From the first line of the data below through the line holding "string; icon: LucideIcon;", output each line exactly and leave the pictures out.

* **Material**:
----------------

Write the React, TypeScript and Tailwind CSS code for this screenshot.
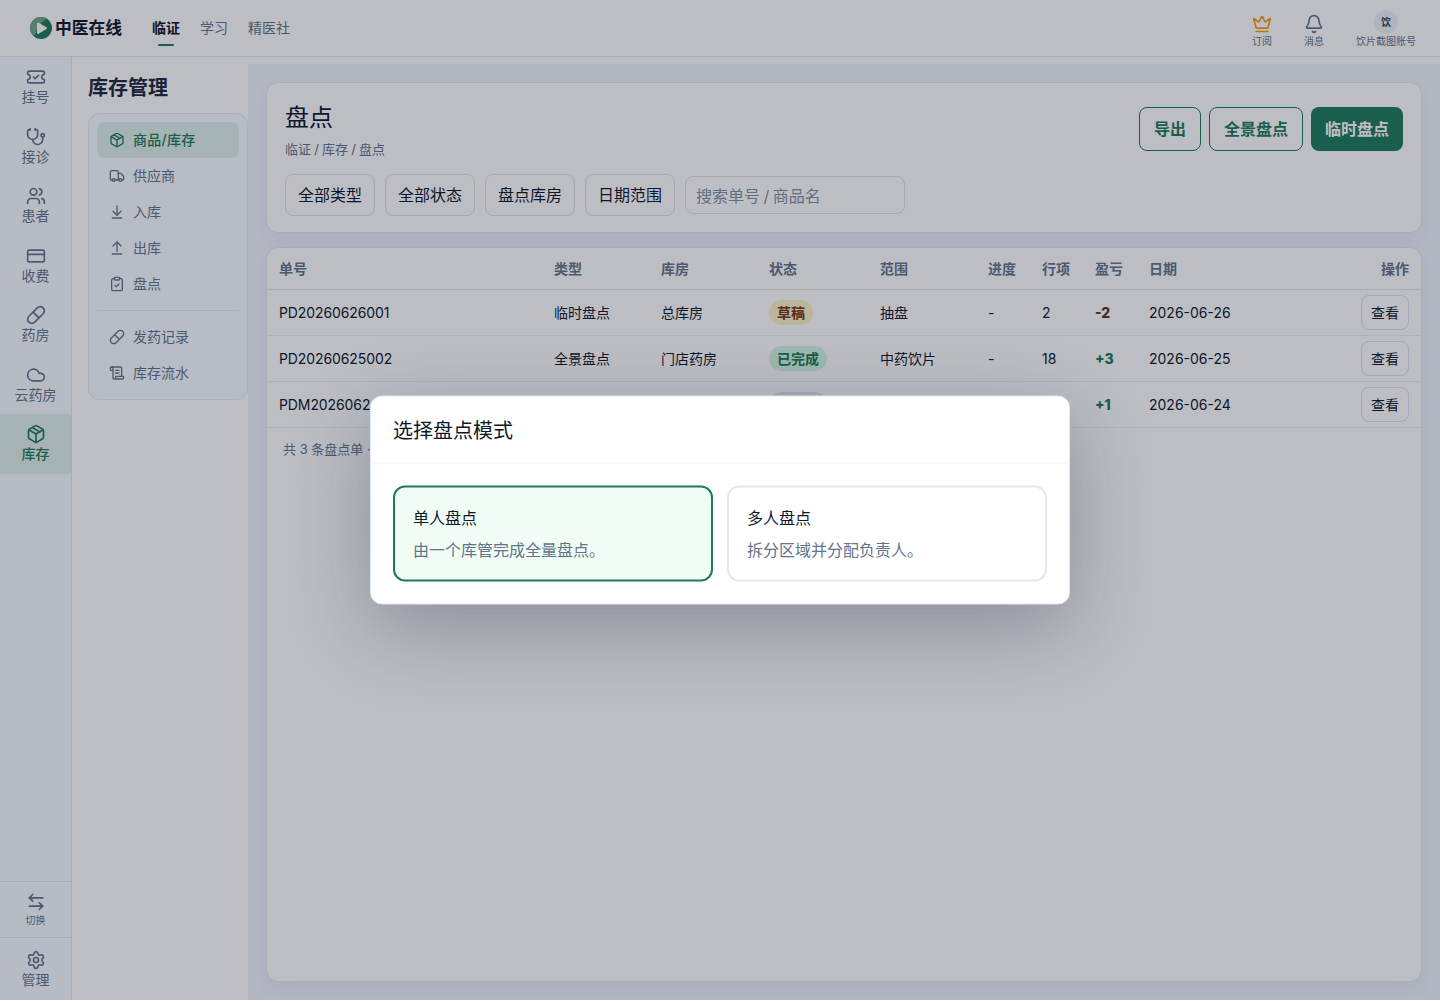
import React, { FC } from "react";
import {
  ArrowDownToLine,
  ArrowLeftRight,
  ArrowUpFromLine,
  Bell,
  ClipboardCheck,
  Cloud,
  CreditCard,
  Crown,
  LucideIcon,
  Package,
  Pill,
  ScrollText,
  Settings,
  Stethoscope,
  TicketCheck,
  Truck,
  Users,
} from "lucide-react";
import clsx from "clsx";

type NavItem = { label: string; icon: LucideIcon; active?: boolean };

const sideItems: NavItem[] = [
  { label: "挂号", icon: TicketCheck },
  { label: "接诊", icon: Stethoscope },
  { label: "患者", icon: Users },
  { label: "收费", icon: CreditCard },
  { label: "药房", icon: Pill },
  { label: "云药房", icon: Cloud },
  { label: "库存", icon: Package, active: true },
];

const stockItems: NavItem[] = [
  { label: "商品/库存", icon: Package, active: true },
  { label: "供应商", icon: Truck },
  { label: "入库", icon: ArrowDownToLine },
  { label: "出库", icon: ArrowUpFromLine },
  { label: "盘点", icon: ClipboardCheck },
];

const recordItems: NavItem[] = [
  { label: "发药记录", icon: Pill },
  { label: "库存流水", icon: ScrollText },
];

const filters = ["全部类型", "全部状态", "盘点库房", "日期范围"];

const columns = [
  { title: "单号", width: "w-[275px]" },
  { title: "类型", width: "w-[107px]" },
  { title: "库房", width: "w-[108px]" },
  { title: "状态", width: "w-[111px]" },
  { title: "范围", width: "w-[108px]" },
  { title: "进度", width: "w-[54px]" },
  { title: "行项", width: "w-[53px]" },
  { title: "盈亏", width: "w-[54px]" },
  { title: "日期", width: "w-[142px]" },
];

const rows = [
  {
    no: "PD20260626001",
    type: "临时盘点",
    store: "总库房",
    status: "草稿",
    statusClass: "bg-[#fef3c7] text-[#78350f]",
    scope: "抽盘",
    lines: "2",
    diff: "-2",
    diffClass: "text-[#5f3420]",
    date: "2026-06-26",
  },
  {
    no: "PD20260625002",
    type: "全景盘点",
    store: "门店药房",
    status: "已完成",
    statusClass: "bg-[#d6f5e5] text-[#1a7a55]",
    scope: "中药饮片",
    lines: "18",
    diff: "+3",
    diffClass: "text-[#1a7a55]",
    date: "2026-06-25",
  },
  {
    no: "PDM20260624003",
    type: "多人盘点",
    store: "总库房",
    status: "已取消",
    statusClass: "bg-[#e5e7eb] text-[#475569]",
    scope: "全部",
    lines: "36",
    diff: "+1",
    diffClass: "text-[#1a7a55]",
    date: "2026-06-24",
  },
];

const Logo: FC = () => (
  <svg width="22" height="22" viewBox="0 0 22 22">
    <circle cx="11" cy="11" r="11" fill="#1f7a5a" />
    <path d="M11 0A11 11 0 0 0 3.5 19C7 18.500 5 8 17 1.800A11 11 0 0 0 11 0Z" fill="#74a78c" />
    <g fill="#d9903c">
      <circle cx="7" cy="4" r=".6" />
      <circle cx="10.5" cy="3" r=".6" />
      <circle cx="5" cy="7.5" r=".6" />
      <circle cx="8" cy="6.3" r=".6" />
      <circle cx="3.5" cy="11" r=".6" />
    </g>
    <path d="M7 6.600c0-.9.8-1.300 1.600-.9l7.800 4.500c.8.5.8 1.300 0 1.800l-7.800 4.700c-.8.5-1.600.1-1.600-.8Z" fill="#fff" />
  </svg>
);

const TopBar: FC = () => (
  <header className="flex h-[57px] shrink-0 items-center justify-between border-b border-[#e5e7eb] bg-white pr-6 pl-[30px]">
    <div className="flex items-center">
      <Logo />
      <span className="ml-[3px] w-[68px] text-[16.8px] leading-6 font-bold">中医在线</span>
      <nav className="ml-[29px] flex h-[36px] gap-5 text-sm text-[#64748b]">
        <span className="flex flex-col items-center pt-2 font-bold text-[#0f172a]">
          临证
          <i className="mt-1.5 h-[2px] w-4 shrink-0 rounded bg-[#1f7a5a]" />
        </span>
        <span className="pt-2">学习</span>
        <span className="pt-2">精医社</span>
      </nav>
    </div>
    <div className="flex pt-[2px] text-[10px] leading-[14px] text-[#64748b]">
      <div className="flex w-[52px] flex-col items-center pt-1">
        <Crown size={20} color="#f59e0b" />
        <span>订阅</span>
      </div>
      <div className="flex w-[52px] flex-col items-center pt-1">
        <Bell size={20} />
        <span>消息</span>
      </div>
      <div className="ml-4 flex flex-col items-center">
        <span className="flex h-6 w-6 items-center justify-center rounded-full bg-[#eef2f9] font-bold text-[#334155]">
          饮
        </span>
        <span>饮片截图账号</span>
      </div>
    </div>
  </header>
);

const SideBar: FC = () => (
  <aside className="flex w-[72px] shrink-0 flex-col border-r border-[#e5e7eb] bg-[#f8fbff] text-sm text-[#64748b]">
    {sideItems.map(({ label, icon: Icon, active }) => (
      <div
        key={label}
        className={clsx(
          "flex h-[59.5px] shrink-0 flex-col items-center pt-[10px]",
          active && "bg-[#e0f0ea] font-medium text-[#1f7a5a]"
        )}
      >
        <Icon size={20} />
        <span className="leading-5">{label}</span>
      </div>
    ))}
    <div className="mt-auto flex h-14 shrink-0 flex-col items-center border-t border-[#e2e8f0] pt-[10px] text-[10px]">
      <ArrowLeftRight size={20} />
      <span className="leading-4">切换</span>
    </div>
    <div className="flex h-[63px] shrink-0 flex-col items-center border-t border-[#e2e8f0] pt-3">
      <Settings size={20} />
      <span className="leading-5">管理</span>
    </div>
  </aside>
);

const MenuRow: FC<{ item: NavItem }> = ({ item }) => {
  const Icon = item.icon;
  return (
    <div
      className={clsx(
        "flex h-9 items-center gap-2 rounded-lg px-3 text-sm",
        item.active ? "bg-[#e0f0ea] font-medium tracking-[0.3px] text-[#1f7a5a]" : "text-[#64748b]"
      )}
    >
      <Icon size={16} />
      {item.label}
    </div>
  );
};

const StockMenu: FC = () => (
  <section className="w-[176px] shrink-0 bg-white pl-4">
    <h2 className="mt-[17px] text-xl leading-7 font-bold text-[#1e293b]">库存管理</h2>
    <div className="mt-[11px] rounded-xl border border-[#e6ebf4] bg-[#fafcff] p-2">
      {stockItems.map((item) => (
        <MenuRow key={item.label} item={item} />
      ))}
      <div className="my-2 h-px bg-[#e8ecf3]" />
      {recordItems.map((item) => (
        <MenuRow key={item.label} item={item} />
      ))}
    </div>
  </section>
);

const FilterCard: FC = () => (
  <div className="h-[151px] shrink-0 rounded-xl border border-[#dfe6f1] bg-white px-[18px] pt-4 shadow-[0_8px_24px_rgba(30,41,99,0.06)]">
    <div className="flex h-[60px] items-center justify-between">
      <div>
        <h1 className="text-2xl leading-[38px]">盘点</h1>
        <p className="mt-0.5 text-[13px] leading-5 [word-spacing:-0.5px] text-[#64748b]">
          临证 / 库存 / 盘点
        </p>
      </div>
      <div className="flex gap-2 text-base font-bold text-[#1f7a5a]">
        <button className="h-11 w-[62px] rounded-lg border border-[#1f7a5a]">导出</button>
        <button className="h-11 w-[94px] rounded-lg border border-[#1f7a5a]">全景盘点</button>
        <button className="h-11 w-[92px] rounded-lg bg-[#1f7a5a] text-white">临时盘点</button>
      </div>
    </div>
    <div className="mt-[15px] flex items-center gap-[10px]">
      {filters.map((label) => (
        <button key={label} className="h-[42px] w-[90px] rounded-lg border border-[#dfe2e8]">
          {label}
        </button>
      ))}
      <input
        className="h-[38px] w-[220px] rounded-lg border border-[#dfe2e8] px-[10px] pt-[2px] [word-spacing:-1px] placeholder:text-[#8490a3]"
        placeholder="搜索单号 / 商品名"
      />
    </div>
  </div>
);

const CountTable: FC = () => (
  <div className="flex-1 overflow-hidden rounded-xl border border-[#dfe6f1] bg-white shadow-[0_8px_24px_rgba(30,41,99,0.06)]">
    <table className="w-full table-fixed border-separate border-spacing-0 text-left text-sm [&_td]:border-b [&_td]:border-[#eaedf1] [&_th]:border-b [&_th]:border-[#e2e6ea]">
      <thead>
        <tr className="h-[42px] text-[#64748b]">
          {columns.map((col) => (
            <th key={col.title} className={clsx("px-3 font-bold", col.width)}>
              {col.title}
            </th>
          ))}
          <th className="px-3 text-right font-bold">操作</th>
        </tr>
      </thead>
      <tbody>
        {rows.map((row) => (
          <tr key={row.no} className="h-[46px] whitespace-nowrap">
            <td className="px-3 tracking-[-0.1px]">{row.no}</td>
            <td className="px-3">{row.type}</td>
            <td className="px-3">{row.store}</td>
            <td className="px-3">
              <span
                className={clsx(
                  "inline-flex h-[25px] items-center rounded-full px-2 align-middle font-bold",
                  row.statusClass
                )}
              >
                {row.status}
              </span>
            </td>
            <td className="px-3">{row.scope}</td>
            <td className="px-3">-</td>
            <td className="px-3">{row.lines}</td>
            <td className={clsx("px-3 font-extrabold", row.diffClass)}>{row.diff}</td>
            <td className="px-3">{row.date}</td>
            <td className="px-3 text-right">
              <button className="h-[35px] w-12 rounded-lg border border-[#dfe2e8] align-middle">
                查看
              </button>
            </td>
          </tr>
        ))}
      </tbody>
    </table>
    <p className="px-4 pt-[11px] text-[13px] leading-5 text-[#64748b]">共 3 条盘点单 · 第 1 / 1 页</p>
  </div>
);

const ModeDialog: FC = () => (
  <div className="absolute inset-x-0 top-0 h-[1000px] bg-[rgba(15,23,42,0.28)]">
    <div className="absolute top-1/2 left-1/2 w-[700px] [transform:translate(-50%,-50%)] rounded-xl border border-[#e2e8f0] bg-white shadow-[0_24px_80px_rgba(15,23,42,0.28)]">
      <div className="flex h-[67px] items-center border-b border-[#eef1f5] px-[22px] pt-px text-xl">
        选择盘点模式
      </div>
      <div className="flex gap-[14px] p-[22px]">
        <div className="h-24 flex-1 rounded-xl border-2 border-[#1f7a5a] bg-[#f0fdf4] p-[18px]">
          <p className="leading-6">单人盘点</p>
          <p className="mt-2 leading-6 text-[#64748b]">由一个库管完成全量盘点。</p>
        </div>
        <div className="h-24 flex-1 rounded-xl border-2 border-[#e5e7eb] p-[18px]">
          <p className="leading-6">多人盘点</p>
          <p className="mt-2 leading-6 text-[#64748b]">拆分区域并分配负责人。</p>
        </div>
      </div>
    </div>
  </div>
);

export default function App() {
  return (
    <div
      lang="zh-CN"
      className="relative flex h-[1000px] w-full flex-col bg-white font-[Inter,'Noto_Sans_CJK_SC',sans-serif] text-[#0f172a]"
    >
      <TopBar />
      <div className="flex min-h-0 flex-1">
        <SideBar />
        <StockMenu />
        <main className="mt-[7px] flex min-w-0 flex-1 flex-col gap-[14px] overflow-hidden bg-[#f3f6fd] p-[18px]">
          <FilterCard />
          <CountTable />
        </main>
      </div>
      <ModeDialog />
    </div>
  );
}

----------------

* **Result for this exercise**:
Write the React, TypeScript and Tailwind CSS code for this screenshot.
import React, { FC } from "react";
import {
  ArrowDownToLine,
  ArrowLeftRight,
  ArrowUpFromLine,
  Bell,
  ClipboardCheck,
  Cloud,
  CreditCard,
  Crown,
  LucideIcon,
  Package,
  Pill,
  ScrollText,
  Settings,
  Stethoscope,
  TicketCheck,
  Truck,
  Users,
} from "lucide-react";
import clsx from "clsx";

type NavItem = { label: string; icon: LucideIcon; active?: boolean };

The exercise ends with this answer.